Parafraseando a frase do começo, o importante não é competir, mas ser competitivo. Não é vencer que importa, mas tentar vencer.
butilheiro::Só consigo pensar na famosa frase atribuída ao mestre Reiner Knizia: "When playing a game, the goal is to win, but it is the goal that is important, not the winning".
Já vi essa frase com várias versões diferentes, dita por pessoas diferentes, mas gosto dessa versão do Knizia e acredito que tem tudo a ver com seu texto. "Jogar pra ganhar" é diferente de querer ganhar a todo custo e quando você está numa mesa em que todos os adversários "jogam pra ganhar", o prazer do jogo é muito maior, não importa quem vencer no final.

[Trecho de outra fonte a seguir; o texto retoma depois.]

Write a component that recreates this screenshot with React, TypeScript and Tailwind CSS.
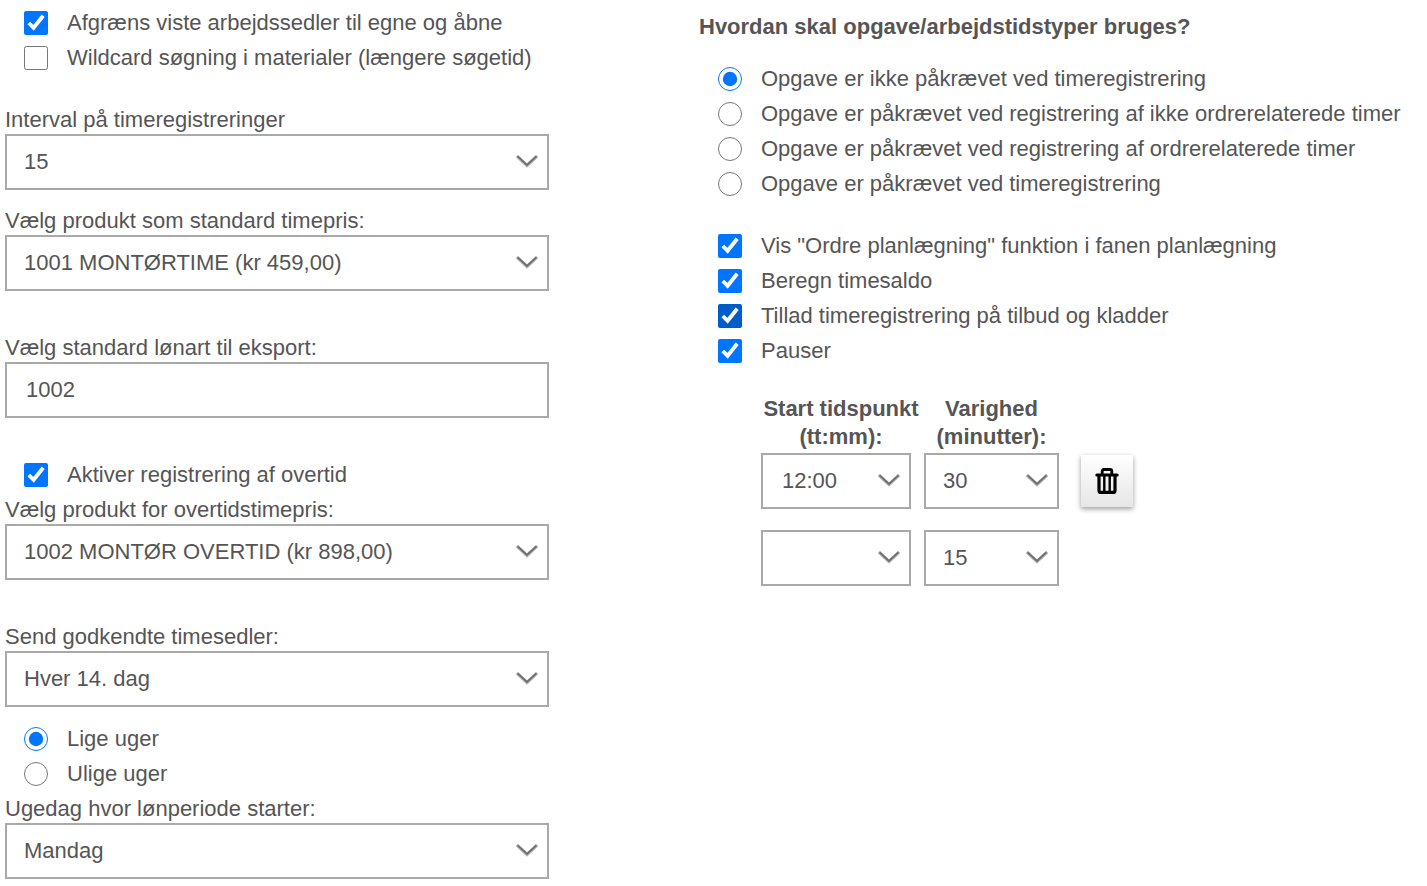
import { useState } from 'react';
import type { ReactNode } from 'react';

const TASK_MODES = [
  'Opgave er ikke påkrævet ved timeregistrering',
  'Opgave er påkrævet ved registrering af ikke ordrerelaterede timer',
  'Opgave er påkrævet ved registrering af ordrerelaterede timer',
  'Opgave er påkrævet ved timeregistrering',
];

const BOX = 'block h-14 w-full appearance-none rounded-none border-2 border-[#a9a9a9] bg-white';

function Chevron() {
  return (
    <svg className="pointer-events-none absolute top-5 right-[11px] h-[14px] w-[22px]" viewBox="0 0 22 14" fill="none" aria-hidden="true">
      <path d="M0.8 2 11 11.4 21.2 2" stroke="#b5b5b5" strokeWidth="3.4" />
      <path d="M1.6 2.4 11 11 20.4 2.4" stroke="#6e6e6e" strokeWidth="1.8" />
    </svg>
  );
}

function Select({ id, label, options }: { id?: string; label?: string; options: string[] }) {
  return (
    <div className="relative">
      <select id={id} aria-label={label} className={`${BOX} pr-10 pl-[17px]`}>
        {options.map(o => <option key={o}>{o}</option>)}
      </select>
      <Chevron />
    </div>
  );
}

function TimeInput({ label, value }: { label: string; value: string }) {
  return (
    <div className="relative w-[150px]">
      <input type="text" aria-label={label} defaultValue={value} className={`${BOX} pr-10 pl-[19px]`} />
      <Chevron />
    </div>
  );
}

function Field({ id, label, children }: { id: string; label: string; children: ReactNode }) {
  return (
    <div>
      <label htmlFor={id} className="block">{label}</label>
      {children}
    </div>
  );
}

function Check({ label, checked = false, dark = false }: { label: string; checked?: boolean; dark?: boolean }) {
  return (
    <label className="flex items-center gap-[19px] leading-6">
      <input type="checkbox" defaultChecked={checked} className={`size-6 shrink-0 ${dark ? 'accent-[#005cc8]' : 'accent-[#0075ff]'}`} />
      {label}
    </label>
  );
}

function RadioGroup({ name, options }: { name: string; options: string[] }) {
  const [selected, setSelected] = useState(options[0]);
  return (
    <div role="radiogroup" aria-label={name} className="flex flex-col gap-[11px] pl-[19px]">
      {options.map(o => (
        <label key={o} className="flex items-center gap-[19px] leading-6">
          <input type="radio" name={name} checked={selected === o} onChange={() => setSelected(o)} className="size-6 shrink-0 accent-[#0075ff]" />
          {o}
        </label>
      ))}
    </div>
  );
}

function TrashIcon() {
  return (
    <svg className="h-[26px] w-6" viewBox="0 0 24 26" fill="none" stroke="#000" aria-hidden="true">
      <path d="M7.2 6V3.4Q7.2 1.5 9 1.5H15Q16.8 1.5 16.8 3.4V6" strokeWidth="2.8" />
      <path d="M1.8 7H22.2" strokeWidth="3" strokeLinecap="round" />
      <path d="M4 8V22.4Q4 24.4 6 24.4H18Q20 24.4 20 22.4V8" strokeWidth="3.2" />
      <path d="M9.3 8V24M14.7 8V24" strokeWidth="2.4" />
    </svg>
  );
}

export default function App() {
  return (
    <main className="grid grid-cols-[544fr_728fr] gap-[150px] bg-white pl-[5px] font-['Liberation_Sans',Arial,sans-serif] text-[22px] leading-7 text-[#555]">
      <section className="pt-[11px]">
        <div className="flex flex-col gap-[11px] pl-[19px]">
          <Check label="Afgræns viste arbejdssedler til egne og åbne" checked />
          <Check label="Wildcard søgning i materialer (længere søgetid)" />
        </div>
        <div className="mt-9 flex flex-col gap-[17px]">
          <Field id="interval" label="Interval på timeregistreringer">
            <Select id="interval" options={['15', '30', '60']} />
          </Field>
          <Field id="product" label="Vælg produkt som standard timepris:">
            <Select id="product" options={['1001 MONTØRTIME (kr 459,00)']} />
          </Field>
        </div>
        <div className="mt-[43px]">
          <Field id="wage" label="Vælg standard lønart til eksport:">
            <input id="wage" type="text" defaultValue="1002" className={`${BOX} px-[19px]`} />
          </Field>
        </div>
        <div className="mt-[45px] mb-[9px] pl-[19px]">
          <Check label="Aktiver registrering af overtid" checked />
        </div>
        <Field id="overtime" label="Vælg produkt for overtidstimepris:">
          <Select id="overtime" options={['1002 MONTØR OVERTID (kr 898,00)']} />
        </Field>
        <div className="mt-[43px]">
          <Field id="send" label="Send godkendte timesedler:">
            <Select id="send" options={['Hver 14. dag', 'Hver måned']} />
          </Field>
        </div>
        <div className="mt-5 mb-[9px]">
          <RadioGroup name="Uger" options={['Lige uger', 'Ulige uger']} />
        </div>
        <Field id="weekday" label="Ugedag hvor lønperiode starter:">
          <Select id="weekday" options={['Mandag', 'Tirsdag', 'Onsdag', 'Torsdag', 'Fredag']} />
        </Field>
      </section>

      <section className="pt-[13px]">
        <h2 className="mb-[26px] font-bold">Hvordan skal opgave/arbejdstidstyper bruges?</h2>
        <RadioGroup name="Opgavetype" options={TASK_MODES} />
        <div className="mt-[38px] flex flex-col gap-[11px] pl-[19px]">
          <Check label={'Vis "Ordre planlægning" funktion i fanen planlægning'} checked />
          <Check label="Beregn timesaldo" checked />
          <Check label="Tillad timeregistrering på tilbud og kladder" checked dark />
          <Check label="Pauser" checked />
        </div>

        <table className="mt-8 ml-[62px]">
          <thead>
            <tr>
              <th className="w-40 pb-[2px]">Start tidspunkt<br />(tt:mm):</th>
              <th className="w-[138px] pb-[2px] pl-[3px]">Varighed<br />(minutter):</th>
              <td />
            </tr>
          </thead>
          <tbody>
            <tr>
              <td className="pb-[21px]"><TimeInput label="Start tidspunkt 1" value="12:00" /></td>
              <td className="pb-[21px] pl-[3px]"><Select label="Varighed 1" options={['30', '15', '45']} /></td>
              <td className="pb-[21px] pl-[22px]">
                <button type="button" aria-label="Slet pause" className="flex size-[52px] items-center justify-center bg-linear-to-b from-white to-[#e6e6e6] shadow-[0_2px_5px_rgba(0,0,0,0.4)]">
                  <TrashIcon />
                </button>
              </td>
            </tr>
            <tr>
              <td><TimeInput label="Start tidspunkt 2" value="" /></td>
              <td className="pl-[3px]"><Select label="Varighed 2" options={['15', '30', '45']} /></td>
              <td />
            </tr>
          </tbody>
        </table>
      </section>
    </main>
  );
}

Eu mais perco do que ganho nos jogos. Há alguns jogos inclusive em que nunca venci, ou que venci bem poucas vezes. Por outro lado, tem jogos que desde a primeira partida as coisas ligaram na minha cabeça e é muito difícil me vencer. Tem muito a ver com quais tipos de inteligências esses jogos evocam. Mas, independente disso, eu gosto de sentar à mesa e tentar, mesmo às vezes quando não há muita esperança (enfrentar minha esposa no Azul é difícil). O prazer do jogo está na companhia, no desafio, ou ás vezes, no simples conhecer um jogo novo (e aqui eu sou um cara que ainda se sente atraído pelo "cumprir metas" que os aplicativos proporcionam porque sou, sem dúvida algum, o cara que quer jogar muitos jogos diferentes - já estou na casa dos 500). Quando jogando solo, o desafio é sim vencer, mas também é sentir o desafio proposto por um designer e, pessoalmente, me sinto muito compelido a gostar de um jogo em que os designers tiveram o "desafio" de criar uma versão para ser jogada por 1 pessoa só.
Parafraseando a frase do começo, o importante não é competir, mas ser competitivo. Não é vencer que importa, mas tentar vencer.
Butilheiro,
Prazer ter você aqui. Sou seu fã!
Acho que seus comentários complementaram muito bem o que eu quis dizer. A gente joga para vencer porque esse é o objetivo proposto pelo jogo. Mas o que cativa é o processo, não o resultado.